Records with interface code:
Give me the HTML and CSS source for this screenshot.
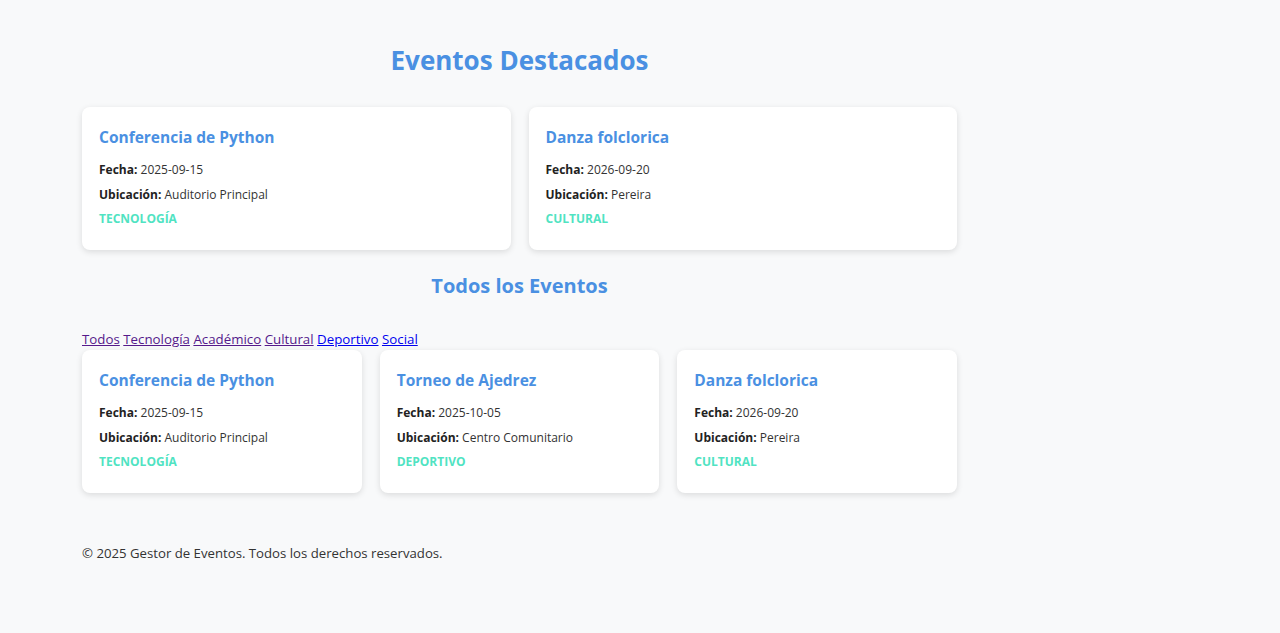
FILE: index.html
```html
<!DOCTYPE html>
<html lang="es">
<head>
<meta charset="utf-8">
<title>Gestor de Eventos</title>
<link rel="stylesheet" href="styles.css">
</head>
<body>
<main class="page">
  <section class="featured">
    <h1 class="page-title">Eventos Destacados</h1>
    <div class="grid grid-2">
      <article class="card">
        <h3 class="card-title">Conferencia de Python</h3>
        <p class="card-line"><strong>Fecha:</strong> 2025-09-15</p>
        <p class="card-line"><strong>Ubicación:</strong> Auditorio Principal</p>
        <p class="card-cat">TECNOLOGÍA</p>
      </article>
      <article class="card">
        <h3 class="card-title">Danza folclorica</h3>
        <p class="card-line"><strong>Fecha:</strong> 2026-09-20</p>
        <p class="card-line"><strong>Ubicación:</strong> Pereira</p>
        <p class="card-cat">CULTURAL</p>
      </article>
    </div>
  </section>
  <section class="all">
    <h2 class="section-title">Todos los Eventos</h2>
    <nav class="filters">
      <a href="#" class="visited">Todos</a>
      <a href="#" class="visited">Tecnología</a>
      <a href="#" class="visited">Académico</a>
      <a href="#" class="visited">Cultural</a>
      <a href="#" class="link">Deportivo</a>
      <a href="#" class="link">Social</a>
    </nav>
    <div class="grid grid-3">
      <article class="card">
        <h3 class="card-title">Conferencia de Python</h3>
        <p class="card-line"><strong>Fecha:</strong> 2025-09-15</p>
        <p class="card-line"><strong>Ubicación:</strong> Auditorio Principal</p>
        <p class="card-cat">TECNOLOGÍA</p>
      </article>
      <article class="card">
        <h3 class="card-title">Torneo de Ajedrez</h3>
        <p class="card-line"><strong>Fecha:</strong> 2025-10-05</p>
        <p class="card-line"><strong>Ubicación:</strong> Centro Comunitario</p>
        <p class="card-cat">DEPORTIVO</p>
      </article>
      <article class="card">
        <h3 class="card-title">Danza folclorica</h3>
        <p class="card-line"><strong>Fecha:</strong> 2026-09-20</p>
        <p class="card-line"><strong>Ubicación:</strong> Pereira</p>
        <p class="card-cat">CULTURAL</p>
      </article>
    </div>
  </section>
  <footer class="footer">© 2025 Gestor de Eventos. Todos los derechos reservados.</footer>
</main>
</body>
</html>
```

FILE: styles.css
```css
html, body {
  margin: 0;
  padding: 0;
  background: #f8f9fa;
}
body {
  font-family: "Open Sans", "Noto Sans", sans-serif;
  color: #333;
}
.page {
  width: 875px;
  margin-left: 82px;
  padding-top: 42px;
}
.page-title {
  margin: 0 0 29px;
  font-size: 26px;
  line-height: 36px;
  font-weight: 700;
  color: #4a90e2;
  text-align: center;
}
.section-title {
  margin: 22px 0 29px;
  font-size: 20px;
  line-height: 28px;
  font-weight: 700;
  color: #4a90e2;
  text-align: center;
}
.grid {
  display: grid;
  gap: 18px;
}
.grid-2 { grid-template-columns: repeat(2, 1fr); }
.grid-3 { grid-template-columns: repeat(3, 1fr); }
.card {
  background: #fff;
  border-radius: 8px;
  box-shadow: 0 2px 6px rgba(0, 0, 0, 0.12);
  padding: 17px;
  height: 143px;
  box-sizing: border-box;
}
.card-title {
  margin: 0 0 11px;
  font-size: 15.5px;
  line-height: 26px;
  font-weight: 700;
  color: #4a90e2;
}
.card-line {
  margin: 0 0 7px;
  font-size: 12px;
  line-height: 18px;
  color: #333;
}
.card-line strong {
  color: #222;
}
.card-cat {
  margin: -1px 0 0;
  font-size: 12px;
  line-height: 18px;
  font-weight: 700;
  color: #50e3c2;
}
.filters {
  font-size: 13.3px;
  line-height: 20px;
  height: 21px;
}
.filters a { text-decoration: underline; }
.filters .visited { color: #551a8b; }
.filters .link { color: #0000ee; }
.footer {
  margin-top: 50px;
  font-size: 13.2px;
  line-height: 20px;
  color: #333;
}
```
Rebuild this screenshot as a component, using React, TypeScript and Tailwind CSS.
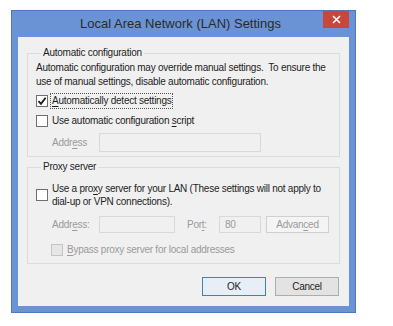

== GIVEN EXERCISE ==
Go through the material above and print all of it exactly, except the pictures.

== ANSWER TO THE EXERCISE ==
Give me the HTML and CSS source for this screenshot.
FILE: index.html
```html
<!DOCTYPE html>
<html lang="es">
<head>
<meta charset="utf-8">
<title>Gestor de Eventos</title>
<link rel="stylesheet" href="styles.css">
</head>
<body>
<main class="page">
  <section class="featured">
    <h1 class="page-title">Eventos Destacados</h1>
    <div class="grid grid-2">
      <article class="card">
        <h3 class="card-title">Conferencia de Python</h3>
        <p class="card-line"><strong>Fecha:</strong> 2025-09-15</p>
        <p class="card-line"><strong>Ubicación:</strong> Auditorio Principal</p>
        <p class="card-cat">TECNOLOGÍA</p>
      </article>
      <article class="card">
        <h3 class="card-title">Danza folclorica</h3>
        <p class="card-line"><strong>Fecha:</strong> 2026-09-20</p>
        <p class="card-line"><strong>Ubicación:</strong> Pereira</p>
        <p class="card-cat">CULTURAL</p>
      </article>
    </div>
  </section>
  <section class="all">
    <h2 class="section-title">Todos los Eventos</h2>
    <nav class="filters">
      <a href="#" class="visited">Todos</a>
      <a href="#" class="visited">Tecnología</a>
      <a href="#" class="visited">Académico</a>
      <a href="#" class="visited">Cultural</a>
      <a href="#" class="link">Deportivo</a>
      <a href="#" class="link">Social</a>
    </nav>
    <div class="grid grid-3">
      <article class="card">
        <h3 class="card-title">Conferencia de Python</h3>
        <p class="card-line"><strong>Fecha:</strong> 2025-09-15</p>
        <p class="card-line"><strong>Ubicación:</strong> Auditorio Principal</p>
        <p class="card-cat">TECNOLOGÍA</p>
      </article>
      <article class="card">
        <h3 class="card-title">Torneo de Ajedrez</h3>
        <p class="card-line"><strong>Fecha:</strong> 2025-10-05</p>
        <p class="card-line"><strong>Ubicación:</strong> Centro Comunitario</p>
        <p class="card-cat">DEPORTIVO</p>
      </article>
      <article class="card">
        <h3 class="card-title">Danza folclorica</h3>
        <p class="card-line"><strong>Fecha:</strong> 2026-09-20</p>
        <p class="card-line"><strong>Ubicación:</strong> Pereira</p>
        <p class="card-cat">CULTURAL</p>
      </article>
    </div>
  </section>
  <footer class="footer">© 2025 Gestor de Eventos. Todos los derechos reservados.</footer>
</main>
</body>
</html>
```

FILE: styles.css
```css
html, body {
  margin: 0;
  padding: 0;
  background: #f8f9fa;
}
body {
  font-family: "Open Sans", "Noto Sans", sans-serif;
  color: #333;
}
.page {
  width: 875px;
  margin-left: 82px;
  padding-top: 42px;
}
.page-title {
  margin: 0 0 29px;
  font-size: 26px;
  line-height: 36px;
  font-weight: 700;
  color: #4a90e2;
  text-align: center;
}
.section-title {
  margin: 22px 0 29px;
  font-size: 20px;
  line-height: 28px;
  font-weight: 700;
  color: #4a90e2;
  text-align: center;
}
.grid {
  display: grid;
  gap: 18px;
}
.grid-2 { grid-template-columns: repeat(2, 1fr); }
.grid-3 { grid-template-columns: repeat(3, 1fr); }
.card {
  background: #fff;
  border-radius: 8px;
  box-shadow: 0 2px 6px rgba(0, 0, 0, 0.12);
  padding: 17px;
  height: 143px;
  box-sizing: border-box;
}
.card-title {
  margin: 0 0 11px;
  font-size: 15.5px;
  line-height: 26px;
  font-weight: 700;
  color: #4a90e2;
}
.card-line {
  margin: 0 0 7px;
  font-size: 12px;
  line-height: 18px;
  color: #333;
}
.card-line strong {
  color: #222;
}
.card-cat {
  margin: -1px 0 0;
  font-size: 12px;
  line-height: 18px;
  font-weight: 700;
  color: #50e3c2;
}
.filters {
  font-size: 13.3px;
  line-height: 20px;
  height: 21px;
}
.filters a { text-decoration: underline; }
.filters .visited { color: #551a8b; }
.filters .link { color: #0000ee; }
.footer {
  margin-top: 50px;
  font-size: 13.2px;
  line-height: 20px;
  color: #333;
}
```
Rebuild this screenshot as a component, using React, TypeScript and Tailwind CSS.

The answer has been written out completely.